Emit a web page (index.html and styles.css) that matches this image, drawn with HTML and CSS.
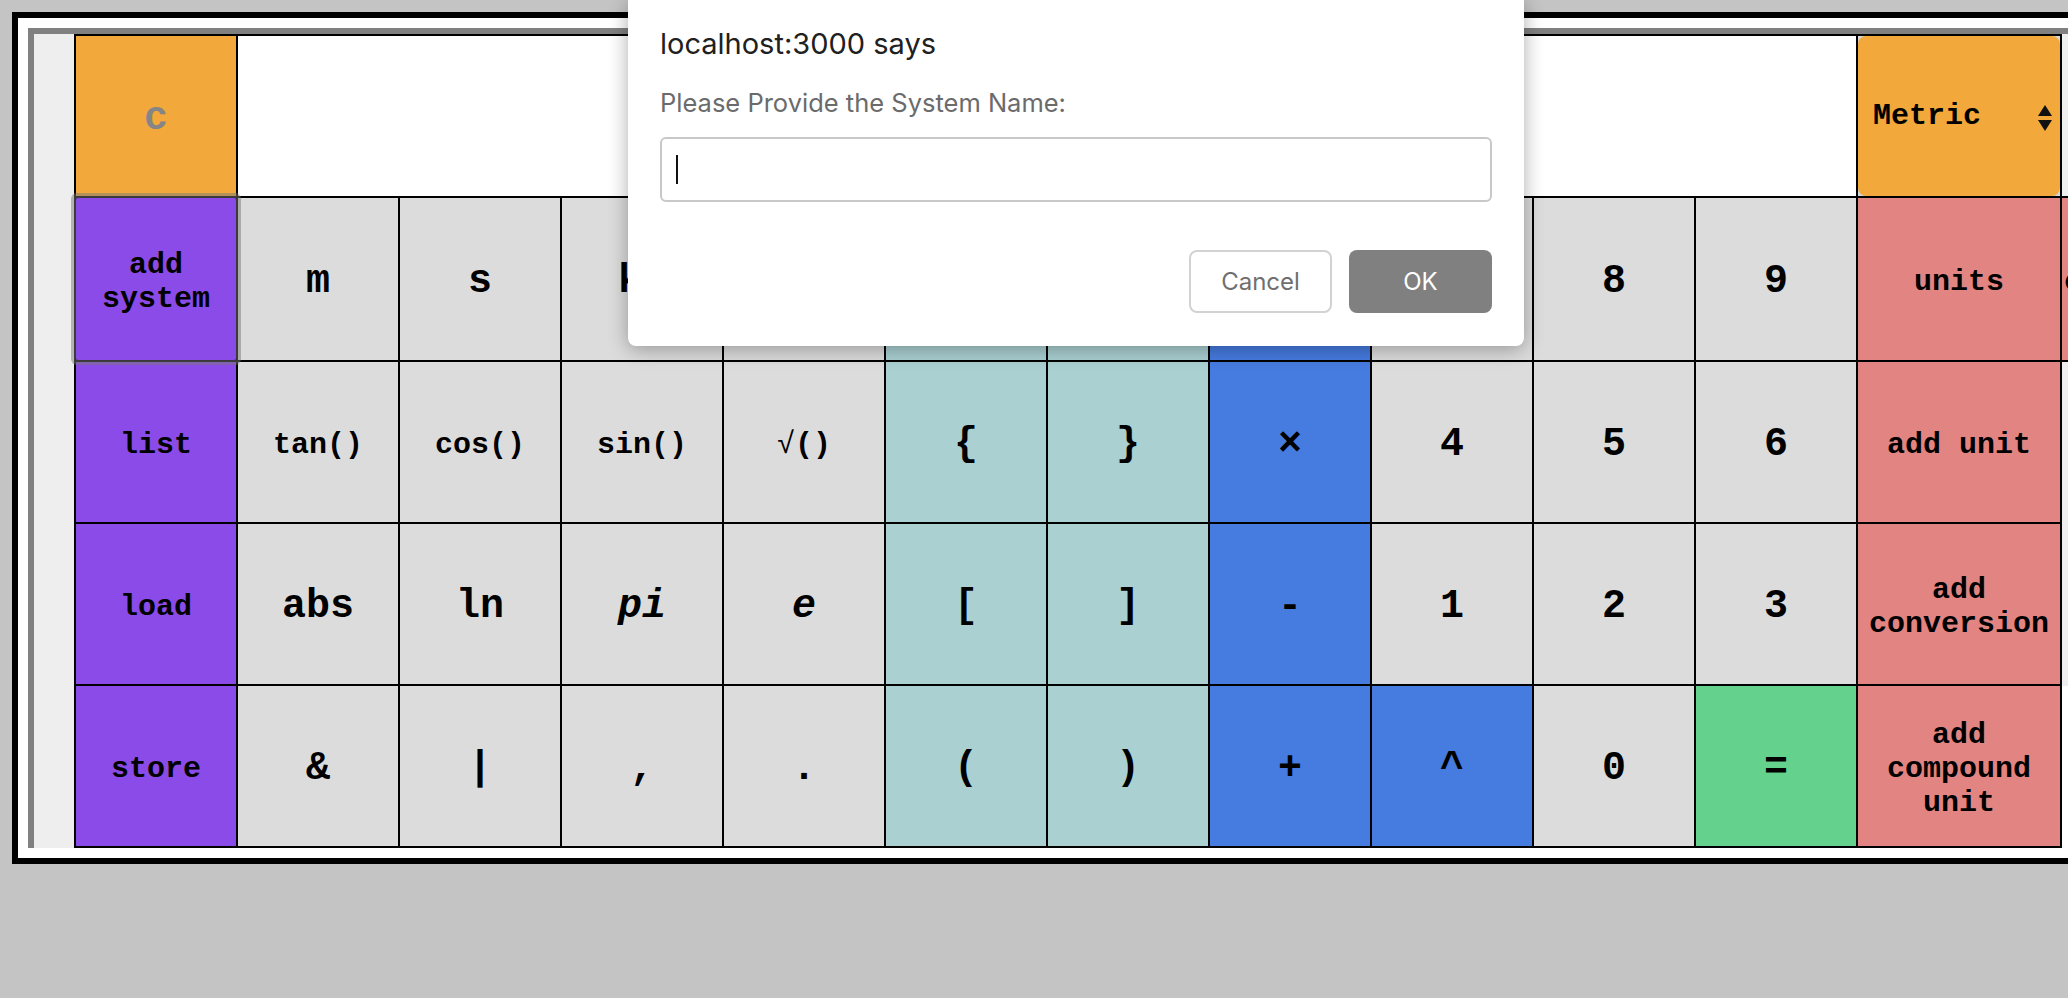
FILE: index.html
```html
<!DOCTYPE html>
<html lang="en">
<head>
<meta charset="utf-8">
<title>Unit Calculator</title>
<link rel="stylesheet" href="styles.css">
</head>
<body>
<div class="frame">
  <div class="panel">
    <div class="keys">
      <button class="key orange clear">c</button>
      <div class="display"></div>
      <div class="system-cell">
        <div class="select">
          <span>Metric</span>
          <svg class="arrows" width="14" height="27" viewBox="0 0 14 27"><polygon points="7,0 14,11 0,11" fill="#111"/><polygon points="0,15 14,15 7,26" fill="#111"/></svg>
        </div>
      </div>

      <button class="key purple small focus">add system</button>
      <button class="key gray">m</button>
      <button class="key gray">s</button>
      <button class="key gray">kg</button>
      <button class="key gray">K</button>
      <button class="key teal">&lt;</button>
      <button class="key teal">&gt;</button>
      <button class="key blue">÷</button>
      <button class="key gray">7</button>
      <button class="key gray">8</button>
      <button class="key gray">9</button>
      <button class="key red small">units</button>

      <button class="key purple small">list</button>
      <button class="key gray small">tan()</button>
      <button class="key gray small">cos()</button>
      <button class="key gray small">sin()</button>
      <button class="key gray small"><span class="root">√</span>()</button>
      <button class="key teal">{</button>
      <button class="key teal">}</button>
      <button class="key blue">×</button>
      <button class="key gray">4</button>
      <button class="key gray">5</button>
      <button class="key gray">6</button>
      <button class="key red small">add unit</button>

      <button class="key purple small">load</button>
      <button class="key gray">abs</button>
      <button class="key gray">ln</button>
      <button class="key gray italic">pi</button>
      <button class="key gray italic">e</button>
      <button class="key teal">[</button>
      <button class="key teal">]</button>
      <button class="key blue">-</button>
      <button class="key gray">1</button>
      <button class="key gray">2</button>
      <button class="key gray">3</button>
      <button class="key red small">add conversion</button>

      <button class="key purple small">store</button>
      <button class="key gray">&amp;</button>
      <button class="key gray">|</button>
      <button class="key gray">,</button>
      <button class="key gray">.</button>
      <button class="key teal">(</button>
      <button class="key teal">)</button>
      <button class="key blue">+</button>
      <button class="key blue">^</button>
      <button class="key gray">0</button>
      <button class="key green">=</button>
      <button class="key red small">add compound unit</button>
    </div>
    <div class="extra">
      <div class="extra-top"></div>
      <button class="key red small extra-key">conversions</button>
      <div class="extra-mid"></div>
      <div class="extra-low"></div>
    </div>
  </div>
</div>

<div class="dialog">
  <div class="dialog-title">localhost:3000 says</div>
  <div class="dialog-message">Please Provide the System Name:</div>
  <div class="dialog-input"><span class="caret"></span></div>
  <div class="dialog-actions">
    <button class="dlg-btn cancel">Cancel</button>
    <button class="dlg-btn ok">OK</button>
  </div>
</div>
</body>
</html>
```

FILE: styles.css
```css
html, body {
  margin: 0;
  padding: 0;
  overflow: hidden;
}

body {
  background: #c4c4c4;
  width: 2068px;
  height: 998px;
  position: relative;
}

.frame {
  margin: 12px 0 0 12px;
  border: 6px solid #000;
  background: #fff;
  padding: 10px 0 10px 10px;
  width: max-content;
}

.panel {
  display: flex;
  border-top: 6px solid #808080;
  border-left: 6px solid #808080;
  background: #eeeeee;
  padding-left: 40px;
}

.keys {
  display: grid;
  grid-template-columns: repeat(11, 160px) 202px;
  grid-template-rows: 160px 162px 160px 160px 160px;
  gap: 2px;
  padding: 2px;
  background: #000;
}

.key {
  margin: 0;
  border: 0;
  padding: 5px 2px 0 2px;
  font-family: "Liberation Mono", "Courier New", monospace;
  font-weight: bold;
  font-size: 40px;
  line-height: normal;
  color: #000;
  text-align: center;
  cursor: pointer;
}

.key.small { font-size: 30px; }
.key.italic { font-style: italic; }
.root { font-weight: normal; }

.orange { background: #f2a83b; }
.purple { background: #8a4be8; }
.gray { background: #dcdcdc; }
.teal { background: #aad0d2; }
.blue { background: #467be0; }
.green { background: #64d18d; }
.red { background: #e28582; }

.clear { color: #858585; }

.focus {
  position: relative;
  z-index: 2;
  box-shadow: 0 0 0 1px #3a3a3a, 0 0 0 5px rgba(120, 120, 120, 0.5);
  border-radius: 2px;
}

.display {
  grid-column: 2 / span 10;
  background: #fff;
}

.system-cell {
  background: #d6dae0;
}

.select {
  height: 100%;
  box-sizing: border-box;
  border-radius: 8px;
  background: #f2a83b;
  display: flex;
  align-items: center;
  justify-content: space-between;
  padding: 0 8px 0 15px;
  font-family: "Liberation Mono", "Courier New", monospace;
  font-weight: bold;
  font-size: 30px;
  color: #000;
}

.arrows { display: block; margin-top: 4px; }

.extra {
  display: flex;
  flex-direction: column;
  width: 200px;
}

.extra-top { height: 162px; }

.extra-key {
  height: 166px;
  border-top: 2px solid #000;
  border-bottom: 2px solid #000;
  text-align: left;
  padding-left: 2px;
}

.extra-mid { height: 324px; }
.extra-low { flex: 1; background: #fff; }

/* prompt dialog */
.dialog {
  position: absolute;
  left: 628px;
  top: 0;
  width: 896px;
  box-sizing: border-box;
  background: #fff;
  border-radius: 0 0 8px 8px;
  box-shadow: 0 3px 20px rgba(0, 0, 0, 0.33);
  padding: 26px 32px 33px 32px;
  font-family: Inter, "Liberation Sans", sans-serif;
}

.dialog-title {
  font-size: 29px;
  line-height: 35px;
  color: #202020;
}

.dialog-message {
  margin-top: 27px;
  font-size: 25.5px;
  line-height: 30px;
  color: #6b6b6b;
}

.dialog-input {
  margin-top: 19px;
  height: 65px;
  box-sizing: border-box;
  border: 2px solid #c8c8c8;
  border-radius: 6px;
  display: flex;
  align-items: center;
  padding-left: 14px;
}

.caret {
  display: block;
  width: 2px;
  height: 29px;
  background: #111;
}

.dialog-actions {
  margin-top: 48px;
  display: flex;
  justify-content: flex-end;
  gap: 17px;
}

.dlg-btn {
  width: 143px;
  height: 63px;
  box-sizing: border-box;
  border-radius: 8px;
  font-family: Inter, "Liberation Sans", sans-serif;
  font-size: 24px;
  margin: 0;
  padding: 0;
}

.cancel {
  background: #fff;
  border: 2px solid #d2d2d2;
  color: #6f6f6f;
}

.ok {
  background: #808080;
  border: 0;
  color: #fff;
}
```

□ □ □ □ □ □ □

▶ _SHORT EXERCISE_:
Repeat the material above verbatim, with no pictures in the output.

▶ _WRITTEN ANSWER_:
Emit a web page (index.html and styles.css) that matches this image, drawn with HTML and CSS.
FILE: index.html
```html
<!DOCTYPE html>
<html lang="en">
<head>
<meta charset="utf-8">
<title>Unit Calculator</title>
<link rel="stylesheet" href="styles.css">
</head>
<body>
<div class="frame">
  <div class="panel">
    <div class="keys">
      <button class="key orange clear">c</button>
      <div class="display"></div>
      <div class="system-cell">
        <div class="select">
          <span>Metric</span>
          <svg class="arrows" width="14" height="27" viewBox="0 0 14 27"><polygon points="7,0 14,11 0,11" fill="#111"/><polygon points="0,15 14,15 7,26" fill="#111"/></svg>
        </div>
      </div>

      <button class="key purple small focus">add system</button>
      <button class="key gray">m</button>
      <button class="key gray">s</button>
      <button class="key gray">kg</button>
      <button class="key gray">K</button>
      <button class="key teal">&lt;</button>
      <button class="key teal">&gt;</button>
      <button class="key blue">÷</button>
      <button class="key gray">7</button>
      <button class="key gray">8</button>
      <button class="key gray">9</button>
      <button class="key red small">units</button>

      <button class="key purple small">list</button>
      <button class="key gray small">tan()</button>
      <button class="key gray small">cos()</button>
      <button class="key gray small">sin()</button>
      <button class="key gray small"><span class="root">√</span>()</button>
      <button class="key teal">{</button>
      <button class="key teal">}</button>
      <button class="key blue">×</button>
      <button class="key gray">4</button>
      <button class="key gray">5</button>
      <button class="key gray">6</button>
      <button class="key red small">add unit</button>

      <button class="key purple small">load</button>
      <button class="key gray">abs</button>
      <button class="key gray">ln</button>
      <button class="key gray italic">pi</button>
      <button class="key gray italic">e</button>
      <button class="key teal">[</button>
      <button class="key teal">]</button>
      <button class="key blue">-</button>
      <button class="key gray">1</button>
      <button class="key gray">2</button>
      <button class="key gray">3</button>
      <button class="key red small">add conversion</button>

      <button class="key purple small">store</button>
      <button class="key gray">&amp;</button>
      <button class="key gray">|</button>
      <button class="key gray">,</button>
      <button class="key gray">.</button>
      <button class="key teal">(</button>
      <button class="key teal">)</button>
      <button class="key blue">+</button>
      <button class="key blue">^</button>
      <button class="key gray">0</button>
      <button class="key green">=</button>
      <button class="key red small">add compound unit</button>
    </div>
    <div class="extra">
      <div class="extra-top"></div>
      <button class="key red small extra-key">conversions</button>
      <div class="extra-mid"></div>
      <div class="extra-low"></div>
    </div>
  </div>
</div>

<div class="dialog">
  <div class="dialog-title">localhost:3000 says</div>
  <div class="dialog-message">Please Provide the System Name:</div>
  <div class="dialog-input"><span class="caret"></span></div>
  <div class="dialog-actions">
    <button class="dlg-btn cancel">Cancel</button>
    <button class="dlg-btn ok">OK</button>
  </div>
</div>
</body>
</html>
```

FILE: styles.css
```css
html, body {
  margin: 0;
  padding: 0;
  overflow: hidden;
}

body {
  background: #c4c4c4;
  width: 2068px;
  height: 998px;
  position: relative;
}

.frame {
  margin: 12px 0 0 12px;
  border: 6px solid #000;
  background: #fff;
  padding: 10px 0 10px 10px;
  width: max-content;
}

.panel {
  display: flex;
  border-top: 6px solid #808080;
  border-left: 6px solid #808080;
  background: #eeeeee;
  padding-left: 40px;
}

.keys {
  display: grid;
  grid-template-columns: repeat(11, 160px) 202px;
  grid-template-rows: 160px 162px 160px 160px 160px;
  gap: 2px;
  padding: 2px;
  background: #000;
}

.key {
  margin: 0;
  border: 0;
  padding: 5px 2px 0 2px;
  font-family: "Liberation Mono", "Courier New", monospace;
  font-weight: bold;
  font-size: 40px;
  line-height: normal;
  color: #000;
  text-align: center;
  cursor: pointer;
}

.key.small { font-size: 30px; }
.key.italic { font-style: italic; }
.root { font-weight: normal; }

.orange { background: #f2a83b; }
.purple { background: #8a4be8; }
.gray { background: #dcdcdc; }
.teal { background: #aad0d2; }
.blue { background: #467be0; }
.green { background: #64d18d; }
.red { background: #e28582; }

.clear { color: #858585; }

.focus {
  position: relative;
  z-index: 2;
  box-shadow: 0 0 0 1px #3a3a3a, 0 0 0 5px rgba(120, 120, 120, 0.5);
  border-radius: 2px;
}

.display {
  grid-column: 2 / span 10;
  background: #fff;
}

.system-cell {
  background: #d6dae0;
}

.select {
  height: 100%;
  box-sizing: border-box;
  border-radius: 8px;
  background: #f2a83b;
  display: flex;
  align-items: center;
  justify-content: space-between;
  padding: 0 8px 0 15px;
  font-family: "Liberation Mono", "Courier New", monospace;
  font-weight: bold;
  font-size: 30px;
  color: #000;
}

.arrows { display: block; margin-top: 4px; }

.extra {
  display: flex;
  flex-direction: column;
  width: 200px;
}

.extra-top { height: 162px; }

.extra-key {
  height: 166px;
  border-top: 2px solid #000;
  border-bottom: 2px solid #000;
  text-align: left;
  padding-left: 2px;
}

.extra-mid { height: 324px; }
.extra-low { flex: 1; background: #fff; }

/* prompt dialog */
.dialog {
  position: absolute;
  left: 628px;
  top: 0;
  width: 896px;
  box-sizing: border-box;
  background: #fff;
  border-radius: 0 0 8px 8px;
  box-shadow: 0 3px 20px rgba(0, 0, 0, 0.33);
  padding: 26px 32px 33px 32px;
  font-family: Inter, "Liberation Sans", sans-serif;
}

.dialog-title {
  font-size: 29px;
  line-height: 35px;
  color: #202020;
}

.dialog-message {
  margin-top: 27px;
  font-size: 25.5px;
  line-height: 30px;
  color: #6b6b6b;
}

.dialog-input {
  margin-top: 19px;
  height: 65px;
  box-sizing: border-box;
  border: 2px solid #c8c8c8;
  border-radius: 6px;
  display: flex;
  align-items: center;
  padding-left: 14px;
}

.caret {
  display: block;
  width: 2px;
  height: 29px;
  background: #111;
}

.dialog-actions {
  margin-top: 48px;
  display: flex;
  justify-content: flex-end;
  gap: 17px;
}

.dlg-btn {
  width: 143px;
  height: 63px;
  box-sizing: border-box;
  border-radius: 8px;
  font-family: Inter, "Liberation Sans", sans-serif;
  font-size: 24px;
  margin: 0;
  padding: 0;
}

.cancel {
  background: #fff;
  border: 2px solid #d2d2d2;
  color: #6f6f6f;
}

.ok {
  background: #808080;
  border: 0;
  color: #fff;
}
```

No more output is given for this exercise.